Code that builds pages
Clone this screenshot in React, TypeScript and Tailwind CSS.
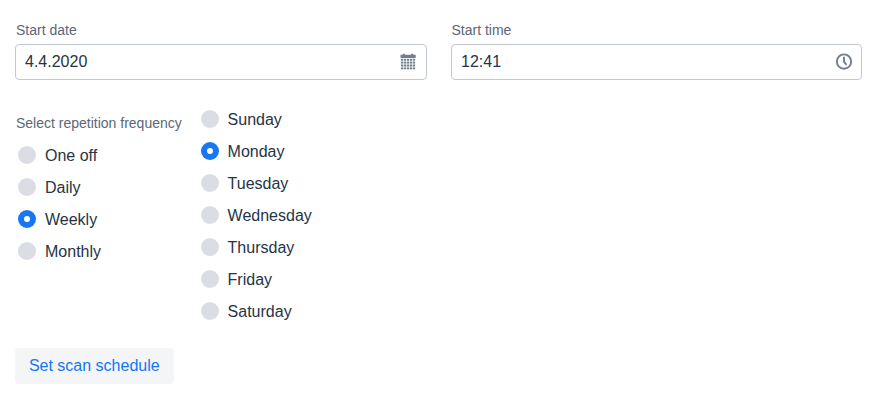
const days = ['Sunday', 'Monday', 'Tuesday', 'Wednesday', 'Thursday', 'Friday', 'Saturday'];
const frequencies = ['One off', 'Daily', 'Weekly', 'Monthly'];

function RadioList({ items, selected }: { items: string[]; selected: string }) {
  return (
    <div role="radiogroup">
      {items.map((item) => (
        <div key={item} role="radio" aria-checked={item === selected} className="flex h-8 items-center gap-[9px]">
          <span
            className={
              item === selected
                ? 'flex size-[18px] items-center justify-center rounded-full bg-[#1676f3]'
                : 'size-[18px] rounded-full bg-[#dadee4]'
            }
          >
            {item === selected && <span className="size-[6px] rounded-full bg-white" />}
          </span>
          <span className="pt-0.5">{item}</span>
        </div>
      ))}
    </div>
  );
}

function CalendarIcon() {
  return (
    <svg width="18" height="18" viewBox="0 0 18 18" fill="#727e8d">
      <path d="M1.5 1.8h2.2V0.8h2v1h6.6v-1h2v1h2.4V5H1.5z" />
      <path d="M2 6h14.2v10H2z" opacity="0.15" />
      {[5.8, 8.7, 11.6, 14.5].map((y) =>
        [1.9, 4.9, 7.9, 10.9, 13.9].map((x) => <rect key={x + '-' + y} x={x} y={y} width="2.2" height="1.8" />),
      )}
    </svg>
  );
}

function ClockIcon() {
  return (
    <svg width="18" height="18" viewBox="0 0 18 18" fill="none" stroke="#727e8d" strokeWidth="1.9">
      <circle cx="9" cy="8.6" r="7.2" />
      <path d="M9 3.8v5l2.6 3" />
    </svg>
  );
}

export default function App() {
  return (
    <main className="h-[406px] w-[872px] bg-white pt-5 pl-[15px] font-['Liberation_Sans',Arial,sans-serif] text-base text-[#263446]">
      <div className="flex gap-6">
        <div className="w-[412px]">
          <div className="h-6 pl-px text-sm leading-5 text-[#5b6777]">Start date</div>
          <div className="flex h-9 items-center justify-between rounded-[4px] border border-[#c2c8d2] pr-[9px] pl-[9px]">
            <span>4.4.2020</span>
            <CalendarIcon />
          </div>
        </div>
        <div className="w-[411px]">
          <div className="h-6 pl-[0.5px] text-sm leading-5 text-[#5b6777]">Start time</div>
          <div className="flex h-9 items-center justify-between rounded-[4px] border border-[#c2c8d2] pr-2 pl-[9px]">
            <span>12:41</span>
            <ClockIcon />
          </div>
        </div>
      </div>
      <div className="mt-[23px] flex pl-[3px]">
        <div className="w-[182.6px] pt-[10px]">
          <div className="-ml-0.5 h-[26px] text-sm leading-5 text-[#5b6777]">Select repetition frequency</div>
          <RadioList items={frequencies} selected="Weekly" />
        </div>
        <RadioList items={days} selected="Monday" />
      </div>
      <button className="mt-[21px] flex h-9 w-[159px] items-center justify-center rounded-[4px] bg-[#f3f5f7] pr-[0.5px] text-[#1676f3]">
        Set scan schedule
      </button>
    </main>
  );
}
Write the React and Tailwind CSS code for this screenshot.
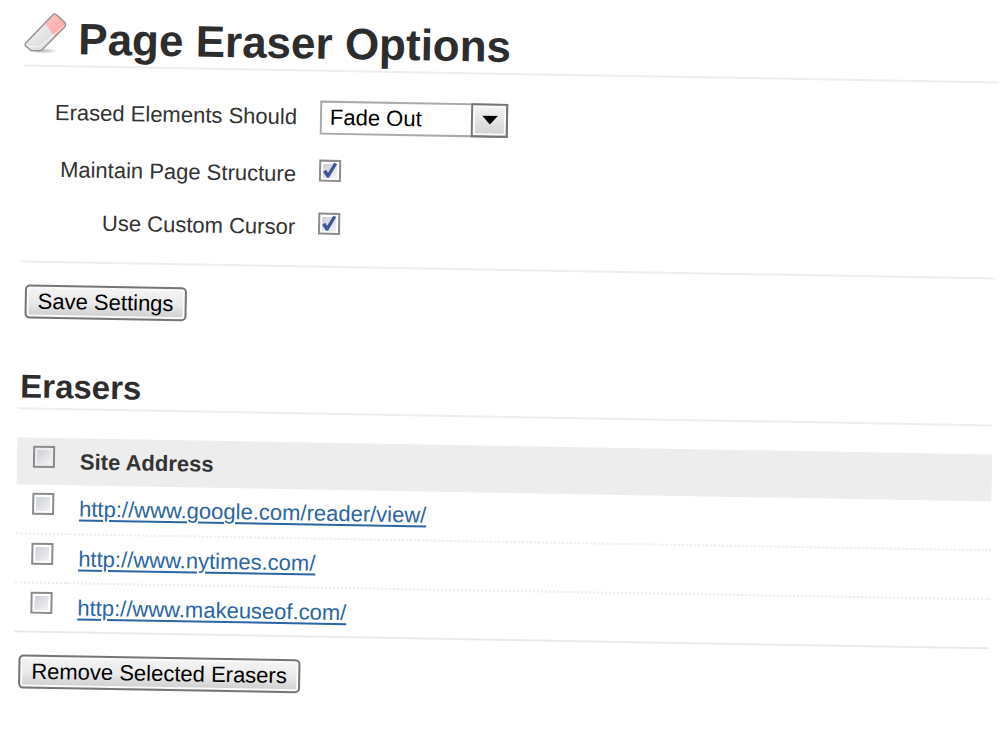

» SHORT EXERCISE
Tell how many lines contain the word "screenshot", using only the number.

» TASK ANSWER
2